The 10th of Nisan is when the Passover lambs were selected, here suggesting when Israel will recognize Jesus. The intervening days were occupied with circumcision, as Israel will need to be circumcised in heart after recognizing Messiah. Thereafter, on the 14th day they entered fully into the Passover, as Israel will enter fully by faith into Messiah.

New Food

The last report of the end of the 40 years of wandering is given in Joshua 5:10-12. “And the children of Israel encamped in Gilgal; and they kept the passover on the fourteenth day of the month at even in the plains of Jericho. And they did eat of the produce of the land on the morrow after the passover, unleavened cakes and parched grain, in the selfsame day.
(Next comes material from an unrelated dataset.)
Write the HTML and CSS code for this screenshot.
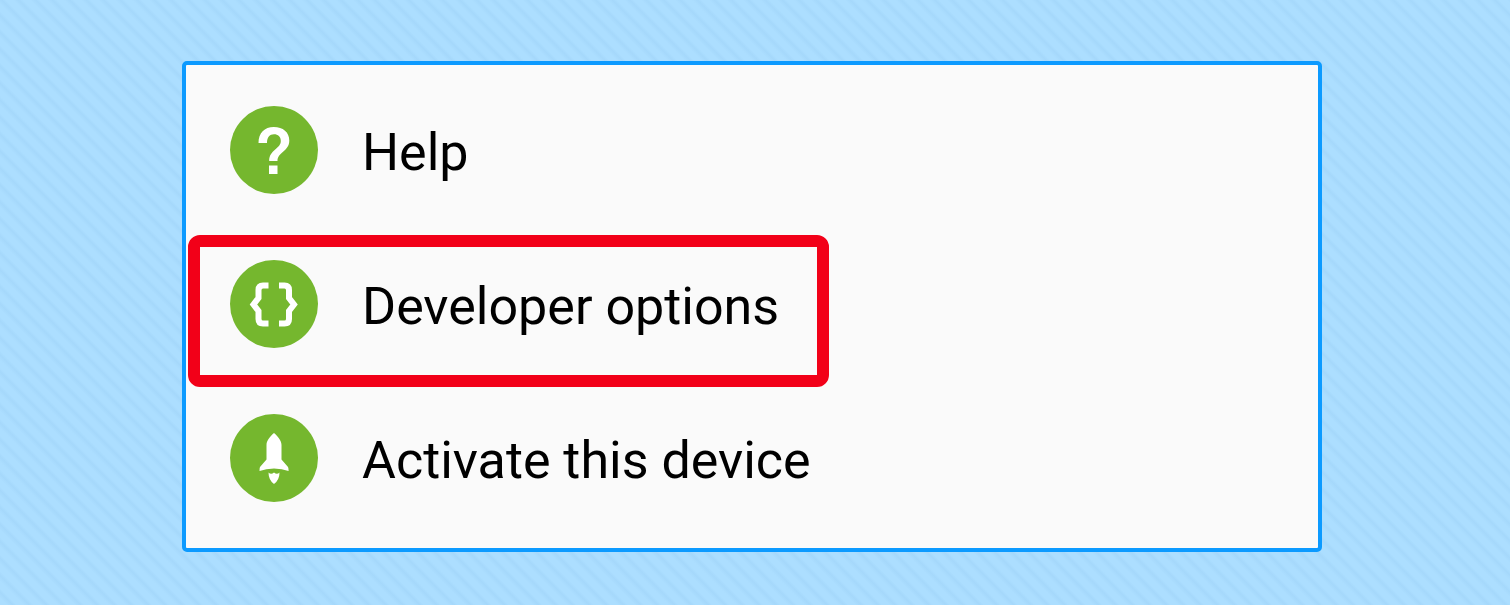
FILE: index.html
```html
<!DOCTYPE html>
<html lang="en">
<head>
<meta charset="utf-8">
<meta name="viewport" content="width=device-width, initial-scale=1">
<title>Settings menu</title>
<link rel="stylesheet" href="styles.css">
</head>
<body>
<main class="panel">
  <ul class="menu">
    <li class="row">
      <button class="item" type="button">
        <svg class="icon" viewBox="0 0 88 88" aria-hidden="true">
          <circle class="disc" cx="44" cy="44" r="44"/>
          <path class="glyph" d="M28.500 37C28.500 27 34.500 21 43.800 21C53 21 59.300 26.300 59.300 34.500C59.300 45.500 47.500 46 47.500 55H39.200C39.200 43.500 50.800 43 50.800 35C50.800 30.500 48 28.200 44 28.200C39.500 28.200 37 31.500 37 37zM39 59.500h8.500V68H39z"/>
        </svg>
        <span>Help</span>
      </button>
    </li>
    <li class="row">
      <button class="item highlighted" type="button">
        <svg class="icon" viewBox="0 0 88 88" aria-hidden="true">
          <circle class="disc" cx="44" cy="44" r="44"/>
          <path class="brace" d="M38.500 25.500h-5.500q-4.500 0-4.500 4.500v8l-5 6.500 5 6.500v8q0 4.500 4.500 4.500h5.500M49 25.500h5.500q4.500 0 4.500 4.500v8l5 6.500-5 6.500v8q0 4.500-4.500 4.500H49"/>
        </svg>
        <span>Developer options</span>
      </button>
    </li>
    <li class="row">
      <button class="item" type="button">
        <svg class="icon" viewBox="0 0 88 88" aria-hidden="true">
          <circle class="disc" cx="44" cy="44" r="44"/>
          <path class="glyph" d="M44 19C48 22.500 51.500 26.500 51.500 31V45.500L58 53Q58.600 54 58.600 57Q52 54.500 44 54.500T29.500 57Q29.500 54 30 53L36.500 45.500V31C36.500 26.500 40 22.500 44 19zM38.500 58.500Q41 61 44 58.500Q47 61 49.500 58.500Q49.500 66 44 70Q38.500 66 38.500 58.500z"/>
        </svg>
        <span>Activate this device</span>
      </button>
    </li>
  </ul>
</main>
</body>
</html>
```
FILE: styles.css
```css
* {
  box-sizing: border-box;
}

body {
  margin: 0;
  min-height: 100vh;
  padding: 61px 188px 53px 182px;
  background: repeating-linear-gradient(45deg, #acdeff 0, #acdeff 5px, #a5d8fb 9px, #acdeff 12px);
  font-family: Roboto, sans-serif;
}

.panel {
  padding: 8px 0 13px;
  border: 4px solid #0c9aff;
  border-radius: 5px;
  background: #fafafa;
}

.menu {
  margin: 0;
  padding: 0;
  list-style: none;
}

.item {
  position: relative;
  display: flex;
  align-items: center;
  gap: 44px;
  height: 154px;
  padding: 0 50px 0 44px;
  border: 0;
  background: none;
  color: #000;
  font: 400 52px/64px Roboto, sans-serif;
  text-align: left;
  white-space: nowrap;
}

.item span {
  padding-top: 6px;
}

.highlighted::after {
  content: "";
  position: absolute;
  inset: 8px 0 -6px 2px;
  border: 12px solid #f20018;
  border-radius: 12px;
}

.icon {
  flex: none;
  width: 88px;
  height: 88px;
}

.disc {
  fill: #75b72e;
}

.glyph {
  fill: #fff;
}

.brace {
  fill: none;
  stroke: #fff;
  stroke-width: 6;
}
```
And the manna ceased on the morrow, after they had eaten of the produce of the land; neither had the children of Israel manna any more; but they did eat of the fruit of the land of Canaan that year.”

And so it was that on the 15th of Nisan, precisely 40 years after the nation left Egypt, the miraculous manna ended. The 40 years had been the punishment for their unbelief. But the punishment ended on the exact day they began to partake of the fruit of the land. They entered the Promised Land exactly on prophetic schedule!

Joshua pictures Jesus in the Kingdom Age. At that time, he will be Head of the glorified Church and the Mediator for all mankind. It is significant to note that Joshua in Hebrew is the same name as Jesus in Greek. Many today refer to Jesus as Yeshua, which is an anglicized version of Joshua. Both mean “Jehovah is Salvation.” So, the connection between the two is compelling.

Just as Joshua now led the people in the acquisition of the land of promise, so Jesus will lead the world of mankind in the acquisition of a renewed relationship with Jehovah.